As we we passed over Shortland the AA fire ceased and 5,000 feet above and ahead of us I saw the reason why — a waiting swarm of Zeros, thick as a cloud of mosquitoes. Cooper in #3 had sustained in a a hit on his right wing which was pouring out a precious cloud of gasoline. One of the last AA shots nicked Bacon’s tail and momentarily he pulled off to the side a bit, but immediately closed up. Then the Zeros hit us!
Above us 5,000 feet the 10 P-38s fought off 20 to 30 zeros which attacked them from above and below. Two or three thousand feet over us a group of Japs dropped phosphorus bombs on us. On each side of our formation sat four F4Us, while ahead another four crisscrossed back-and-forth to protect our vulnerable bows. Their maneuverability was very restricted due to their shortage of gasoline. A mile off to the right were five or six biplane float jobs with 10 Zeros covering 3 or 4,000 feet above them. They were bait being offered to our fighter escort. One F4U succumbed to this temptation, went for the floatplanes, got jumped by the waiting Zeros, who shot up his plane and engine, which quit. He glided back under us and headed for the NW end of Choiseul Is. with two Zeros on his tail (later learned that he landed OK, got into his rubber boat, was strafed by the Zeros, but made the shore safely, where he was picked up by the coast watcher natives and eventually return to Cactus).

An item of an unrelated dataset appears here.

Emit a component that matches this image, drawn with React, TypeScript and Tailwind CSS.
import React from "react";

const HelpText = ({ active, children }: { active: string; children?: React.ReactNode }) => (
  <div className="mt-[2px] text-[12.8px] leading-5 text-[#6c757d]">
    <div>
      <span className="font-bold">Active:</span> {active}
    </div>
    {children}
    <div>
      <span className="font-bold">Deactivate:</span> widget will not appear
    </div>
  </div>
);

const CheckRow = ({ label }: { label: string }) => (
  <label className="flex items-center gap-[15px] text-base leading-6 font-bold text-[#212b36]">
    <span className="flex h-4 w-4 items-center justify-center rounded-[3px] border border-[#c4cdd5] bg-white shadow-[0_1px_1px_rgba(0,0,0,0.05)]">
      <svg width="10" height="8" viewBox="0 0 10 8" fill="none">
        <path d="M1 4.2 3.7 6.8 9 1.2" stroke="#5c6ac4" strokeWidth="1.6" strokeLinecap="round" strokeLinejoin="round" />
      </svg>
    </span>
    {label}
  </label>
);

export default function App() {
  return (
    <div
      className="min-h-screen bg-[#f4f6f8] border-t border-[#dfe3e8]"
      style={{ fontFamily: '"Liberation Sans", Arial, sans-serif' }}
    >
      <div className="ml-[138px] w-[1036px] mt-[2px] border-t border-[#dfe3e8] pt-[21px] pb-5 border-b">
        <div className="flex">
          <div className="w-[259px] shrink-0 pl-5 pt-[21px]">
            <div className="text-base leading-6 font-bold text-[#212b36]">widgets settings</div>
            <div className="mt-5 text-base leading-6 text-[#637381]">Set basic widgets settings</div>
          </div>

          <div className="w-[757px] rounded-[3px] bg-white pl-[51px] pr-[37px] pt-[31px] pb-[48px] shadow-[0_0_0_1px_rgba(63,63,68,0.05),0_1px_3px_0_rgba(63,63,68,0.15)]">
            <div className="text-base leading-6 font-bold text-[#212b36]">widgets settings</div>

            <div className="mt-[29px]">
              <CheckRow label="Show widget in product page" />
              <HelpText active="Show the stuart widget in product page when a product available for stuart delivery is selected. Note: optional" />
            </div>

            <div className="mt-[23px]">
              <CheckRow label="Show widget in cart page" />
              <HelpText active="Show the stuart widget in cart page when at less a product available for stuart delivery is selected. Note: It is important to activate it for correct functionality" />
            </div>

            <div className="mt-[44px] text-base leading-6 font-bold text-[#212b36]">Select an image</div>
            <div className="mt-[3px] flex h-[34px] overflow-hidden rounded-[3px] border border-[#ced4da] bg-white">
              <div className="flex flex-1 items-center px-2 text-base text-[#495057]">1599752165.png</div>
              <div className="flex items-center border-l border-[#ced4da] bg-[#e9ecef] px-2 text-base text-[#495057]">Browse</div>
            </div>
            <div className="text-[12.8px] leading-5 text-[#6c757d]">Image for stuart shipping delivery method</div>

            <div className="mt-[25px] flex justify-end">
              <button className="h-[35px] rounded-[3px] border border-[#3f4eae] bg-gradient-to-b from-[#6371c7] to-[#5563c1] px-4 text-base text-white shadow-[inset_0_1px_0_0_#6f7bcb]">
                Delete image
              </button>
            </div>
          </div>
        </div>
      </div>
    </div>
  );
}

Ahead of us into each side were approximately 40 to 50 zeros making runs on us as they chose. As Bacon was still getting back in the position after the AA hit on the tail a Zero appeared in the distance ahead of us. Both Beswick and I, who were flying “on” Bacon, saw him, but apparently Bacon’s bow gunner didn’t. The Zero closed at a terrific rate. No one seemed to see him, especially the fighter escort. Our speed being over 200 mph (indicated) and the Zero’s speed being at least 400 mph, our closing rate lay between 600 and 700 mph. The Zero’s cowling became ringed with flame as his machine guns and cannon opened up. In the last few seconds Bacon’s guns started to fire, but it was too late. The Zeros 20mm shells were exploding in the bow and pilots compartment of Bacon’s plane. Beswick, on his side, saw the flashes of the explosions while, I, on my side (poor Kolyzik) saw the debris and broken glass coming out of the pilots compartment. The Zero passed under Bacon’s port wing within a foot or so of the fuselage. I thought he was going to ram him head on! As the Jap flashed by me I saw he was coal black. The red sun on his fuselage stood out clearly, as did the red Japanese characters along his fuselage.

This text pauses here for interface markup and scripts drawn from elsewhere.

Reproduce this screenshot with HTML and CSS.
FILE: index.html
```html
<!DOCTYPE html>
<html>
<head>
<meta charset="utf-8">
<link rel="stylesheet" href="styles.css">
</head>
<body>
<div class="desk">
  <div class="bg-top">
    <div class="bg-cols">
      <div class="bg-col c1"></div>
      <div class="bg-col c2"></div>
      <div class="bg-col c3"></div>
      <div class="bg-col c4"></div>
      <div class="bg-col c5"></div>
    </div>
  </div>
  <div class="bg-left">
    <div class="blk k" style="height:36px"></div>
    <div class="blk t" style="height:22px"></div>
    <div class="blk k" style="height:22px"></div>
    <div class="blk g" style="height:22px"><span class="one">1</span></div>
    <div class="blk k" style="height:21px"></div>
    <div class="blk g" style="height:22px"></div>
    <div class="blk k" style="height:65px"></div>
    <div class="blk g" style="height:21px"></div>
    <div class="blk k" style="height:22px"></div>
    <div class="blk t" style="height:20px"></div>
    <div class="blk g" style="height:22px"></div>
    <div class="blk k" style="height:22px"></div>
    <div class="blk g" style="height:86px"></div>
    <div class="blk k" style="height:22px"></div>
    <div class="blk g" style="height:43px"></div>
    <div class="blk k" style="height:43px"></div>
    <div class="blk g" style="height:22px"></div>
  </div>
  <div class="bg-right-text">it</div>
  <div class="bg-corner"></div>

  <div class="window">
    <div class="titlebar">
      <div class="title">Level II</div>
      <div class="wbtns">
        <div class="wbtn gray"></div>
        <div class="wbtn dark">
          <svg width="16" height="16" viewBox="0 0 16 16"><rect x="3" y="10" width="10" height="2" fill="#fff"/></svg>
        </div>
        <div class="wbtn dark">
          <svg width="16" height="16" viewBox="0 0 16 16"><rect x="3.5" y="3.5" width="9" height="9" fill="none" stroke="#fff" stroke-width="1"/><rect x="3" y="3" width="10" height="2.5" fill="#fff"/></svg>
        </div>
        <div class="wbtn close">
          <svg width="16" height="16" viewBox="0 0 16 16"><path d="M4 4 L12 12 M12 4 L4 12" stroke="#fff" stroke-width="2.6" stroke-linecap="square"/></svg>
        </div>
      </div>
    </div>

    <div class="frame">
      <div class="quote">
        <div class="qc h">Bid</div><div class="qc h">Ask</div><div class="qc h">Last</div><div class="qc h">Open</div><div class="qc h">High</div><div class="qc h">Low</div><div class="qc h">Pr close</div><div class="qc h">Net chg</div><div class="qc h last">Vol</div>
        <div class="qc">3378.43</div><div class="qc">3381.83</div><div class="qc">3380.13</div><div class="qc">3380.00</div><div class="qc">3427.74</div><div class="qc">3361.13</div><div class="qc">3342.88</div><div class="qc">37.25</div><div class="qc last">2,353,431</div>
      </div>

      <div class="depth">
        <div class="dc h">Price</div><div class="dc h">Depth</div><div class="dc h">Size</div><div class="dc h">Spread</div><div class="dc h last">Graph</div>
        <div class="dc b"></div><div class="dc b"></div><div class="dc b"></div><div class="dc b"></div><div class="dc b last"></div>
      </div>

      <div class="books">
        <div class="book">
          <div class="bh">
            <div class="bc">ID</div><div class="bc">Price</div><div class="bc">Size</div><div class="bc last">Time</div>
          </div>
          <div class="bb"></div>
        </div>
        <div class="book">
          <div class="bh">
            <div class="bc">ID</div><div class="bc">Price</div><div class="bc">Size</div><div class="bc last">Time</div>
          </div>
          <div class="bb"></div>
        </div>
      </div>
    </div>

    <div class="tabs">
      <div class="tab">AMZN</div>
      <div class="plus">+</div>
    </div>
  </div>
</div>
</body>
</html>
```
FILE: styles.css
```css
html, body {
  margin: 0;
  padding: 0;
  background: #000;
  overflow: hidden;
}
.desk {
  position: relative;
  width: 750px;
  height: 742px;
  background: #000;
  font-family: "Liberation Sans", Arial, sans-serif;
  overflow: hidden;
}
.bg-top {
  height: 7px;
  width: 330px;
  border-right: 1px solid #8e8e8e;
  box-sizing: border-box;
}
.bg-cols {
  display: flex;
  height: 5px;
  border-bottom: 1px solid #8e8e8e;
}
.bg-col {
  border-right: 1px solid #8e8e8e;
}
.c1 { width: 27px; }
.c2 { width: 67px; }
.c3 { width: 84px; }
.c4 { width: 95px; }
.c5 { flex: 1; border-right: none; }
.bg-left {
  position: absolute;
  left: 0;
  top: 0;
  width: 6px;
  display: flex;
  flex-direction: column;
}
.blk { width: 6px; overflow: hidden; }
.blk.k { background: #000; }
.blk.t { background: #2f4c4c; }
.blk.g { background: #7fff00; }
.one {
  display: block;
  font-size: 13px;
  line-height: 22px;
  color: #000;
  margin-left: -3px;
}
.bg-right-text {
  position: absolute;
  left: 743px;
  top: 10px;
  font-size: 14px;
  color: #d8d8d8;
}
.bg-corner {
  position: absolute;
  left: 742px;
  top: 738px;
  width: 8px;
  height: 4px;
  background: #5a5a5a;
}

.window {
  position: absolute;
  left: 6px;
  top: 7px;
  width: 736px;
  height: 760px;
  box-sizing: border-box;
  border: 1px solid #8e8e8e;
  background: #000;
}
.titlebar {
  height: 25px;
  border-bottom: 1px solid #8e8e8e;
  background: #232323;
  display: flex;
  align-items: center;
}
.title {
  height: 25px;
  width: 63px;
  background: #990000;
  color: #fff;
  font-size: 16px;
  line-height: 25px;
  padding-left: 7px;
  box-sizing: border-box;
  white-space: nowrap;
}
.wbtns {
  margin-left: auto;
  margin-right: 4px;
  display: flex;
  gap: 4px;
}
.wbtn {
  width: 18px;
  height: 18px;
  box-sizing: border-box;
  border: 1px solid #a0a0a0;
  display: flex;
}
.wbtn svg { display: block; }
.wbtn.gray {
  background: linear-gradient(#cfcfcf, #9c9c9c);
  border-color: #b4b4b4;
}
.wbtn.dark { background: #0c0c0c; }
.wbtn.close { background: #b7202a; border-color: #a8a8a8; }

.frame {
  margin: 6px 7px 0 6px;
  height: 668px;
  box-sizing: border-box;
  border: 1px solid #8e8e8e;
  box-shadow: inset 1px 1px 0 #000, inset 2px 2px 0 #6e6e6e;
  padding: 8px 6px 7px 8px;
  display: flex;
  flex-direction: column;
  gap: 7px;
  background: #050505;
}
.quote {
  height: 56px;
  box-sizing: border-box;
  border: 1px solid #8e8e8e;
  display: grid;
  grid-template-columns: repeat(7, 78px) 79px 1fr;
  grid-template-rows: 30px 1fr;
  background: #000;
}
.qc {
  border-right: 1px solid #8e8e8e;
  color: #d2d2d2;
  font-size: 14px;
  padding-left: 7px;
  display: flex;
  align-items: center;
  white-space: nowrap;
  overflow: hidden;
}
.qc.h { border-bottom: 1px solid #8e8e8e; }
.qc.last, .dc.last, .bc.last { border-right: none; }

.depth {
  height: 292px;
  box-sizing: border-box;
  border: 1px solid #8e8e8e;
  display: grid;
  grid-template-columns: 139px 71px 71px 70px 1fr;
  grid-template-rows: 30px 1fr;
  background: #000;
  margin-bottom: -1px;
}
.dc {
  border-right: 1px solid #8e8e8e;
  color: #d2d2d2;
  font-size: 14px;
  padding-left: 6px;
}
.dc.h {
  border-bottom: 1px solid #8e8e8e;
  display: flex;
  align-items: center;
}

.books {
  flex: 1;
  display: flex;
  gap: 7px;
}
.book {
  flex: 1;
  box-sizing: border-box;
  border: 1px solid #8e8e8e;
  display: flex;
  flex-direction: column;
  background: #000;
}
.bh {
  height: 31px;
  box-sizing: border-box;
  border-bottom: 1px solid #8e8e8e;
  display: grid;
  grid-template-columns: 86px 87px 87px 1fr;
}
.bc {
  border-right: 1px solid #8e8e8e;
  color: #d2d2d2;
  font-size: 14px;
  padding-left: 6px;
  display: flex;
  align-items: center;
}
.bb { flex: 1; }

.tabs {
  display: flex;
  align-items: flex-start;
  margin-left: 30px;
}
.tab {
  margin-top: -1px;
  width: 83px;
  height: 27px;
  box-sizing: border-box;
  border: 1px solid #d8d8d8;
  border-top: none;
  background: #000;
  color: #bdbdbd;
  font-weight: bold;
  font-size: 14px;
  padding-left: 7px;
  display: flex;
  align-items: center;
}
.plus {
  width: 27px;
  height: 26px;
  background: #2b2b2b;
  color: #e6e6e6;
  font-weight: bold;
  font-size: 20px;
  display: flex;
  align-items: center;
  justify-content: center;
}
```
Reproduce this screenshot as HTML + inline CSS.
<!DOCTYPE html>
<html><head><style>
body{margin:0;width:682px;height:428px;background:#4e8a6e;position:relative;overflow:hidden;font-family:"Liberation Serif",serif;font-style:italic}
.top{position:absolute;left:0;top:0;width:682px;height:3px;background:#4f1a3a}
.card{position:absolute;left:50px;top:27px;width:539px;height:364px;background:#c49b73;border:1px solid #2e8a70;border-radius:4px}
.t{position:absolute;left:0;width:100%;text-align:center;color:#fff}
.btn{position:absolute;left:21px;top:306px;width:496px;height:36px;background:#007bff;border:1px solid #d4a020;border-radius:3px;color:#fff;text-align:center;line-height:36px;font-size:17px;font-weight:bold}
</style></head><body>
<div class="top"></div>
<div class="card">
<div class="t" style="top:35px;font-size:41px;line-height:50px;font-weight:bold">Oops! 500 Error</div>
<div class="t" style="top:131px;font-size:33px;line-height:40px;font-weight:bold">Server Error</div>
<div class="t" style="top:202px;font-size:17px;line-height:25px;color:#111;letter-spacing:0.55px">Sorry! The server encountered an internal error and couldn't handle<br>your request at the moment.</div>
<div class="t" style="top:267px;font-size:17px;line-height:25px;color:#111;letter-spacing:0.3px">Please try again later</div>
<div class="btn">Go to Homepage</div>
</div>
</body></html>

Bacon’s plane flew on for a split-second, then nosed over violently in a slow spiral to the right. He passed from my view, but my gunners later reported that at about 12,000 feet his left wing broke off at the #1 engine. The plane snapped around into a left spin flat throwing the tail turret right out into space, with the gunner still in it. Some say they saw two or three puffs of silk blossom out before the plane hit the water. Anyone who did escape drowning under their chutes, must’ve been captured by the Japs on Shortland and tortured.

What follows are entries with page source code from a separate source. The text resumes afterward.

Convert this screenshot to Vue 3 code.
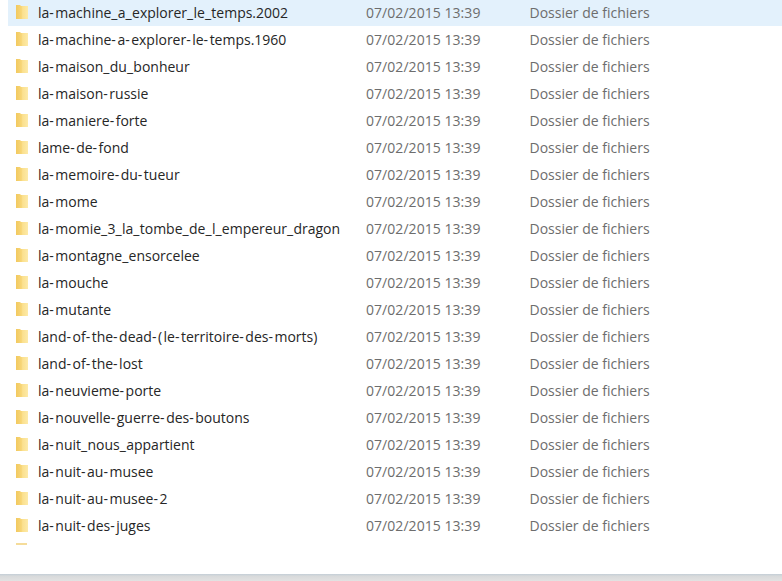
<script setup>
const names = [
  'la-machine_a_explorer_le_temps.2002',
  'la-machine-a-explorer-le-temps.1960',
  'la-maison_du_bonheur',
  'la-maison-russie',
  'la-maniere-forte',
  'lame-de-fond',
  'la-memoire-du-tueur',
  'la-mome',
  'la-momie_3_la_tombe_de_l_empereur_dragon',
  'la-montagne_ensorcelee',
  'la-mouche',
  'la-mutante',
  'land-of-the-dead-(le-territoire-des-morts)',
  'land-of-the-lost',
  'la-neuvieme-porte',
  'la-nouvelle-guerre-des-boutons',
  'la-nuit_nous_appartient',
  'la-nuit-au-musee',
  'la-nuit-au-musee-2',
  'la-nuit-des-juges',
]
// Split a name so separators can be given the wider metrics of the reference font.
const parts = (name) => name.split(/([-_()])/).filter(Boolean)
</script>

<template>
  <div class="window">
    <div class="list">
      <div v-for="(name, i) in names" :key="name" class="row" :class="{ selected: i === 0 }">
        <svg class="folder" viewBox="0 0 12 14">
          <defs>
            <linearGradient :id="'g' + i" x1="0" y1="0" x2="1" y2="0">
              <stop offset="0" stop-color="#f2c95f" />
              <stop offset="0.45" stop-color="#f7d678" />
              <stop offset="0.55" stop-color="#fbe08e" />
              <stop offset="1" stop-color="#fdeaa8" />
            </linearGradient>
          </defs>
          <path d="M0 0h4l1 1h7v13H0z" :fill="'url(#g' + i + ')'" />
        </svg>
        <span class="name"><template v-for="(p, k) in parts(name)" :key="k"><span v-if="p === '-' || p === '(' || p === ')'" class="wide">{{ p }}</span><span v-else-if="p === '_'" class="under">{{ p }}</span><template v-else>{{ p }}</template></template></span>
        <span class="date">07/02/2015 13:39</span>
        <span class="type">Dossier de fichiers</span>
      </div>
      <div class="clipped"><span class="sliver"></span></div>
    </div>
    <div class="bottom"></div>
  </div>
</template>

<style scoped>
.window {
  width: 782px;
  height: 581px;
  display: flex;
  flex-direction: column;
  background: #fff;
  overflow: hidden;
  font-family: "Open Sans", "Noto Sans", sans-serif;
  font-size: 14px;
}
.list {
  flex: 1;
  padding-left: 8px;
}
.row {
  display: flex;
  align-items: center;
  box-sizing: border-box;
  height: 27px;
  padding-bottom: 2px;
  white-space: nowrap;
}
.selected {
  background: #e3f1fc;
  height: 26px;
  padding-bottom: 1px;
  margin-bottom: 1px;
}
.folder {
  margin: 0 0 2px 8px;
  width: 12px;
  height: 14px;
  flex: none;
}
.name {
  width: 328px;
  margin-left: 10px;
  flex: none;
  color: #262626;
}
.wide {
  letter-spacing: 1.5px;
}
.under {
  letter-spacing: 0.3px;
}
.date {
  width: 164px;
  flex: none;
  color: #6d6d6d;
  letter-spacing: 0.05px;
}
.type {
  margin-left: -0.5px;
  color: #6d6d6d;
}
.clipped {
  padding: 3px 0 0 8px;
}
.sliver {
  display: block;
  width: 11px;
  height: 2px;
  background: #f5dc9a;
}
.bottom {
  height: 7px;
  flex: none;
  background: linear-gradient(#c4ced6, #d8dadb 30%, #e2e2e2);
}
</style>
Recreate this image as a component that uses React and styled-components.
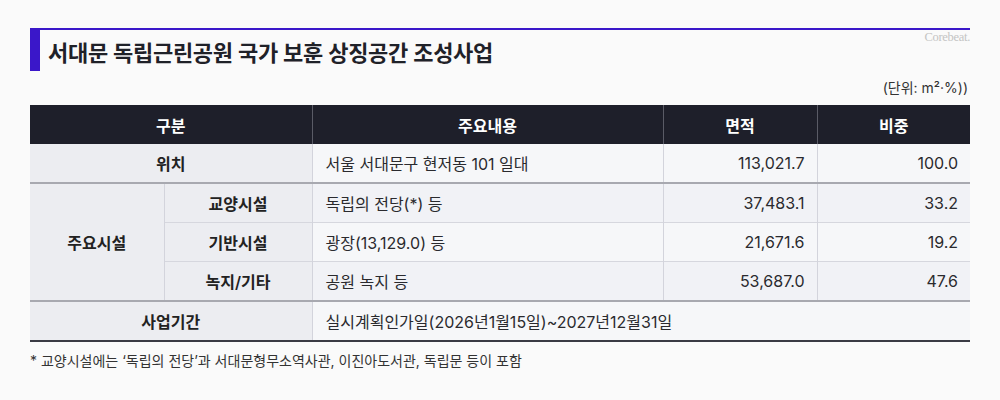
import React from 'react';
import styled, { createGlobalStyle } from 'styled-components';

const GlobalStyle = createGlobalStyle`
  body {
    margin: 0;
    background: #fafafa;
    font-family: "Inter", "Noto Sans CJK KR", sans-serif;
    color: #222;
  }
`;

const Page = styled.div`
  width: 1000px;
  height: 400px;
  padding: 28px 30px 0;
  box-sizing: border-box;
`;

const TitleBar = styled.div`
  display: flex;
  align-items: center;
  justify-content: space-between;
  border-top: 2px solid #3a17c9;
  height: 41px;
`;

const Title = styled.h1`
  margin: 0;
  height: 100%;
  display: flex;
  align-items: center;
  border-left: 10px solid #3a17c9;
  padding-left: 8px;
  font-size: 22px;
  font-weight: 600;
  letter-spacing: -0.3px;
  color: #1f2128;
`;

const Brand = styled.span`
  align-self: flex-start;
  font-family: "Liberation Serif", serif;
  font-size: 12.5px;
  color: #c4c4c4;
  letter-spacing: -0.3px;
`;

const Unit = styled.div`
  text-align: right;
  font-size: 14px;
  color: #333;
  margin: 5px 2px 5px 0;
  line-height: 24px;
`;

const Table = styled.table`
  width: 940px;
  border-collapse: collapse;
  table-layout: fixed;
  font-size: 16px;
  border-bottom: 2px solid #3a3b44;
`;

const HeadCell = styled.th`
  background: #1e1f2a;
  color: #fff;
  height: 39px;
  padding: 0;
  font-weight: 600;
  font-size: 16px;
  border-left: 1px solid #5a5b66;
  &:first-child {
    border-left: none;
  }
`;

const Row = styled.tr`
  border-top: ${p => (p.$major ? '2px solid #a8a9b0' : '1px solid #d6d7de')};
`;

const LabelCell = styled.td`
  background: #ecedf1;
  text-align: center;
  font-weight: 600;
  height: 38px;
  padding: 0;
  color: #222;
  border-right: 1px solid #d3d4dc;
`;

const DataCell = styled.td`
  background: ${p => (p.$shade ? '#f1f2f6' : '#f6f7f9')};
  text-align: ${p => (p.$num ? 'right' : 'left')};
  padding: ${p => (p.$num ? '0 12px 0 0' : '0 0 0 13px')};
  height: 38px;
  color: #2a2a2e;
  border-left: 1px solid #d3d4dc;
`;

const Note = styled.p`
  margin: 8px 0 0;
  font-size: 14px;
  color: #333;
`;

const facilities = [
  { name: '교양시설', desc: '독립의 전당(*) 등', area: '37,483.1', ratio: '33.2' },
  { name: '기반시설', desc: '광장(13,129.0) 등', area: '21,671.6', ratio: '19.2' },
  { name: '녹지/기타', desc: '공원 녹지 등', area: '53,687.0', ratio: '47.6' },
];

export default function App() {
  return (
    <Page>
      <GlobalStyle />
      <TitleBar>
        <Title>서대문 독립근린공원 국가 보훈 상징공간 조성사업</Title>
        <Brand>Corebeat.</Brand>
      </TitleBar>
      <Unit>(단위: m²·%))</Unit>
      <Table>
        <colgroup>
          <col style={{ width: 134 }} />
          <col style={{ width: 148 }} />
          <col style={{ width: 351 }} />
          <col style={{ width: 154 }} />
          <col style={{ width: 153 }} />
        </colgroup>
        <thead>
          <tr>
            <HeadCell colSpan={2}>구분</HeadCell>
            <HeadCell>주요내용</HeadCell>
            <HeadCell>면적</HeadCell>
            <HeadCell>비중</HeadCell>
          </tr>
        </thead>
        <tbody>
          <tr>
            <LabelCell colSpan={2}>위치</LabelCell>
            <DataCell>서울 서대문구 현저동 101 일대</DataCell>
            <DataCell $num>113,021.7</DataCell>
            <DataCell $num>100.0</DataCell>
          </tr>
          {facilities.map((f, i) => (
            <Row key={f.name} $major={i === 0}>
              {i === 0 && <LabelCell rowSpan={3}>주요시설</LabelCell>}
              <LabelCell>{f.name}</LabelCell>
              <DataCell $shade={i !== 1}>{f.desc}</DataCell>
              <DataCell $shade={i !== 1} $num>{f.area}</DataCell>
              <DataCell $shade={i !== 1} $num>{f.ratio}</DataCell>
            </Row>
          ))}
          <Row $major>
            <LabelCell colSpan={2}>사업기간</LabelCell>
            <DataCell colSpan={3}>실시계획인가일(2026년1월15일)~2027년12월31일</DataCell>
          </Row>
        </tbody>
      </Table>
      <Note>* 교양시설에는 ‘독립의 전당’과 서대문형무소역사관, 이진아도서관, 독립문 등이 포함</Note>
    </Page>
  );
}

As the Army told us when we first arrived out here, there are three distinct grades of Jap fighters, called the first, second, and third “strings.” The First String boys fly black Zeros and are supposed to be ace carrier pilots. It was a black one on a regular suicide run that got “Jay” Bacon and “Ski” Kolyzik. The second string Zeros are for tan or brown colored, while the third string are floatplane fighters. Except that one black job, all the rest seem to be second and third string boys, the latter being very easy to intimidate with a few tracers.
A Zero making a run on Glanz’ belly, was set on fire. The Jap kicked his flaming plane around and rammed an F4U head on.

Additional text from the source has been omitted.